Sometimes, in a world that doubts your abilities, it is hard to not internalize the constant mistreatment of women. Sometimes, it affects me. The Contemporary Women's Leadership Program gave all of us the opportunity to grow, speak, and learn without looking over our shoulders, without being put-down or condemned for a “bossy” attitude.
In learning at Wellesley, I spoke up in class more. I felt at ease being in a place where intelligent women were the standard, not the exception.
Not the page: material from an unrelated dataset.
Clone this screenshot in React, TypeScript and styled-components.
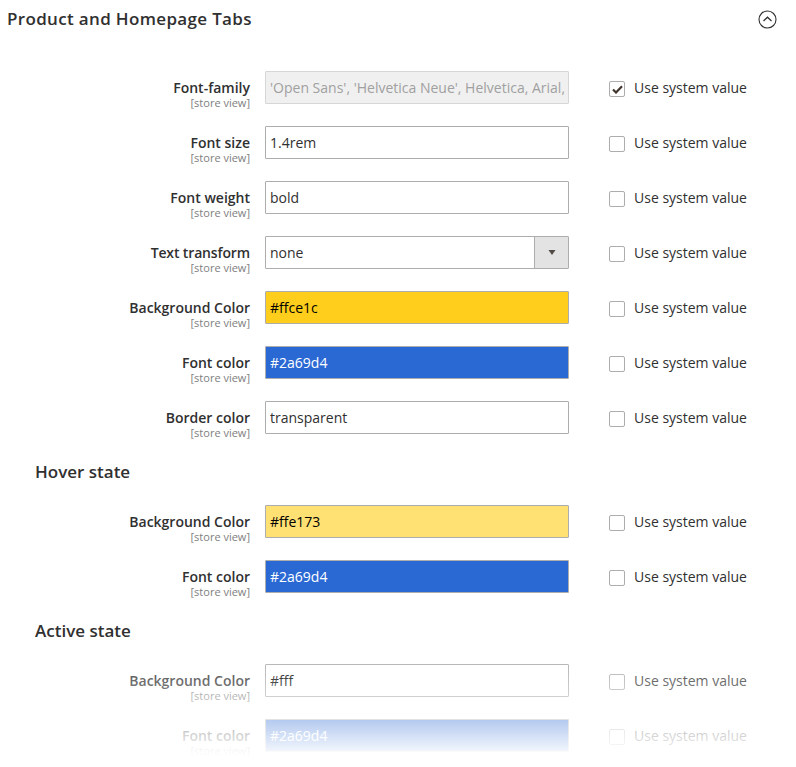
import React from "react";
import styled, { createGlobalStyle } from "styled-components";

const Global = createGlobalStyle`
  html, body { margin: 0; padding: 0; background: #fff; }
  body { font-family: "Open Sans", "Liberation Sans", sans-serif; color: #303030; }
`;

const Page = styled.div`
  position: relative;
  width: 796px;
  height: 767px;
  overflow: hidden;
  box-sizing: border-box;
  padding: 8px 0 0 7px;
`;

const Header = styled.div`
  display: flex;
  align-items: center;
  justify-content: space-between;
  height: 22px;
  padding-right: 19px;
  margin-bottom: 41px;
`;

const Title = styled.h2`
  margin: 0;
  font-size: 17px;
  line-height: 22px;
  font-weight: 600;
  letter-spacing: 0.34px;
  color: #303030;
`;

const Rows = styled.div`
  display: flex;
  flex-direction: column;
  gap: 22px;
`;

const Row = styled.div`
  display: grid;
  grid-template-columns: 243px 304px auto;
  column-gap: 15px;
  align-items: start;
  height: 33px;
`;

const LabelCol = styled.div`
  text-align: right;
  padding-top: 7px;
`;

const LabelText = styled.div<{ $tight?: boolean }>`
  font-size: 14px;
  line-height: 19px;
  font-weight: 600;
  color: #303030;
  letter-spacing: ${(p) => (p.$tight ? "-0.14px" : "normal")};
`;

const Scope = styled.div`
  font-size: 11px;
  line-height: 11px;
  color: #808080;
`;

const Field = styled.input<{ $bg?: string; $fg?: string }>`
  box-sizing: border-box;
  display: block;
  width: 304px;
  height: 33px;
  margin: 0;
  padding: 0 4px;
  outline: none;
  font-family: inherit;
  font-size: 14px;
  border: 1px solid #adadad;
  border-radius: 1px;
  background: ${(p) => p.$bg ?? "#fff"};
  color: ${(p) => p.$fg ?? "#303030"};

  &:disabled {
    border-color: #d6d6d6;
    background: #f0f0f0;
    color: #a0a0a0;
    opacity: 1;
    -webkit-text-fill-color: #a0a0a0;
  }
`;

const SelectBox = styled.div`
  box-sizing: border-box;
  height: 33px;
  display: flex;
  align-items: stretch;
  border: 1px solid #adadad;
  border-radius: 1px;
  font-size: 14px;
  color: #303030;
`;

const SelectValue = styled.div`
  flex: 1;
  display: flex;
  align-items: center;
  padding: 0 4px;
`;

const SelectButton = styled.div`
  width: 33px;
  background: #e3e3e3;
  border-left: 1px solid #adadad;
  display: flex;
  align-items: center;
  justify-content: center;
`;

const Inherit = styled.div`
  display: flex;
  align-items: center;
  gap: 9px;
  height: 33px;
  margin-left: 25px;
  font-size: 14px;
  color: #303030;
`;

const Check = styled.span`
  box-sizing: border-box;
  width: 16px;
  height: 16px;
  margin-top: 3px;
  border: 1px solid #adadad;
  border-radius: 2px;
  background: #fff;
  display: flex;
  align-items: center;
  justify-content: center;
`;

const Subheading = styled.h3<{ $top: number }>`
  margin: ${(p) => p.$top}px 0 22px 28px;
  font-size: 17px;
  line-height: 22px;
  font-weight: 600;
  color: #303030;
`;

const Fade = styled.div`
  position: absolute;
  left: 0;
  right: 0;
  top: 650px;
  bottom: 0;
  background: linear-gradient(
    to bottom,
    rgba(255, 255, 255, 0) 0,
    rgba(255, 255, 255, 1) 108px
  );
  pointer-events: none;
`;

type FieldSpec = {
  label: string;
  value: string;
  bg?: string;
  fg?: string;
  disabled?: boolean;
  select?: boolean;
  checked?: boolean;
  tight?: boolean;
};

const SettingRow = ({ label, value, bg, fg, disabled, select, checked, tight }: FieldSpec) => (
  <Row>
    <LabelCol>
      <LabelText $tight={tight}>{label}</LabelText>
      <Scope>[store view]</Scope>
    </LabelCol>
    {select ? (
      <SelectBox>
        <SelectValue>{value}</SelectValue>
        <SelectButton>
          <svg width="8" height="5" viewBox="0 0 8 5">
            <polygon points="0.5,0 7.5,0 4,5" fill="#514943" />
          </svg>
        </SelectButton>
      </SelectBox>
    ) : (
      <Field $bg={bg} $fg={fg} disabled={disabled} value={value} readOnly />
    )}
    <Inherit>
      <Check>
        {checked && (
          <svg width="11" height="9" viewBox="0 0 11 9">
            <path d="M1 4.5 L4 7.5 L10 1.2" fill="none" stroke="#41362f" strokeWidth="2.2" />
          </svg>
        )}
      </Check>
      Use system value
    </Inherit>
  </Row>
);

const blue = { bg: "#2a69d4", fg: "#fff" };

const main: FieldSpec[] = [
  { label: "Font-family", value: "'Open Sans', 'Helvetica Neue', Helvetica, Arial, sans-serif", disabled: true, checked: true },
  { label: "Font size", value: "1.4rem" },
  { label: "Font weight", value: "bold" },
  { label: "Text transform", value: "none", select: true, tight: true },
  { label: "Background Color", value: "#ffce1c", bg: "#ffce1c", fg: "#000" },
  { label: "Font color", value: "#2a69d4", ...blue },
  { label: "Border color", value: "transparent" },
];

const hover: FieldSpec[] = [
  { label: "Background Color", value: "#ffe173", bg: "#ffe173", fg: "#000" },
  { label: "Font color", value: "#2a69d4", ...blue },
];

const active: FieldSpec[] = [
  { label: "Background Color", value: "#fff", fg: "#000" },
  { label: "Font color", value: "#2a69d4", ...blue },
];

export default function App() {
  return (
    <Page>
      <Global />
      <Header>
        <Title>Product and Homepage Tabs</Title>
        <svg width="19" height="19" viewBox="0 0 19 19">
          <circle cx="9.5" cy="9.5" r="8.5" fill="none" stroke="#303030" strokeWidth="1.1" />
          <path d="M5.5 11 L9.5 7.2 L13.5 11" fill="none" stroke="#303030" strokeWidth="1.2" />
        </svg>
      </Header>
      <Rows>
        {main.map((f) => (
          <SettingRow key={f.label} {...f} />
        ))}
      </Rows>
      <Subheading $top={27}>Hover state</Subheading>
      <Rows>
        {hover.map((f) => (
          <SettingRow key={f.label} {...f} />
        ))}
      </Rows>
      <Subheading $top={27}>Active state</Subheading>
      <Rows>
        {active.map((f) => (
          <SettingRow key={f.label} {...f} />
        ))}
      </Rows>
      <Fade />
    </Page>
  );
}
Representation matters. Whether seeing Amazonian women fight for their home, or just seeing 12 women express themselves unapologetically in the classroom, these moments give me hope. It reminds me that naysayers and patriarchal forces are not as omnipotent as they may seem, and that, in fact, I can do anything I set my mind to. That’s what Wellesley and the Contemporary Women's Leadership Program gave me, and it will last far beyond my five weeks here.